The grid view and most of the other UI enhancements are made possible by committers at Astronomer working behind the scenes to improve how the Airflow UI is designed, built, and maintained. We’re using new tools and methods to rebuild the UI so that it’s easier to iterate on, enabling us to introduce improvements much more quickly. For example, ops personnel will be able to quickly see and go to the root causes of problems once logs are integrated into the grid view in the upcoming Airflow 2.4 release. A task that used to require navigating through a series of page redirects to access Airflow’s log files will now become an integrated, organic workflow.
We understand that the word “improving” is subjective, so we want to hear from Airflow users to learn about how Airflow’s UI can better accommodate their preferred workflows.

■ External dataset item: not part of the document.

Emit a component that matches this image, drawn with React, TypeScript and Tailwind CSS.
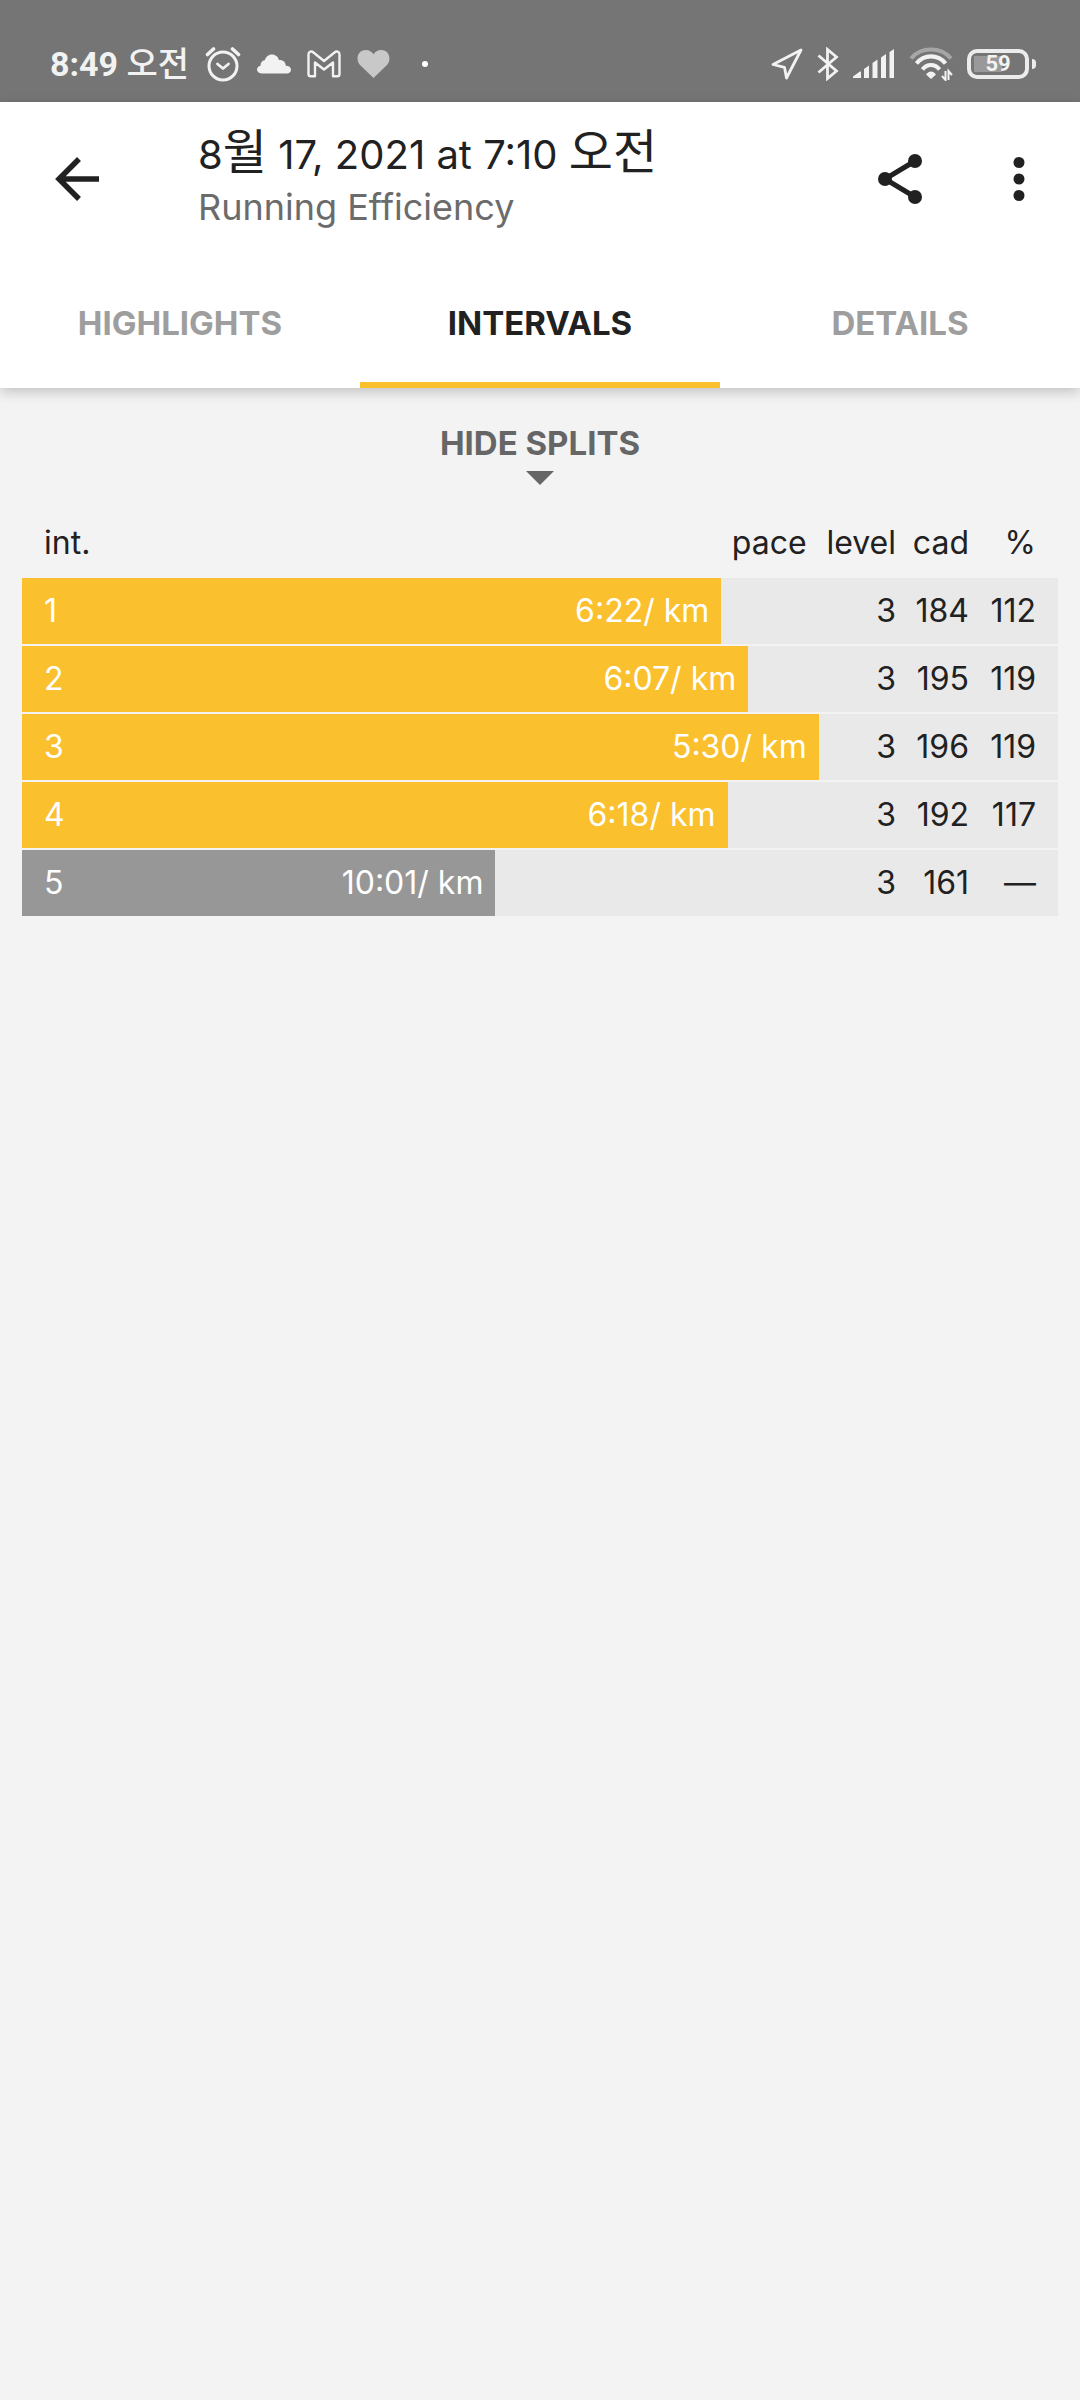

Airflow has undergone massive changes in just the last 18 months. The Airflow 2.3 of today is radically different from the Airflow v1.10.14 you might recall from December, 2020. Significant innovation has gone into improving its ability to scale out — changes to its scheduler improved Airflow’s ability to process workloads in parallel, and enabled it to support a larger number of concurrent users and workloads — and to make better, more efficient use of available resources.
It’s these changes that have made the new UI enhancements necessary. If improvements are made around Airflow’s ability to host more concurrent users and their tasks, and if its ability to spin off multiple instances of the same task in parallel is fine tuned, then ops engineers and support teams need better tools to understand and manage these tasks. In order to make things as easy as possible for them, there must be a way to intelligently, intuitively visualize what’s happening. The new grid view is successful in achieving that goal.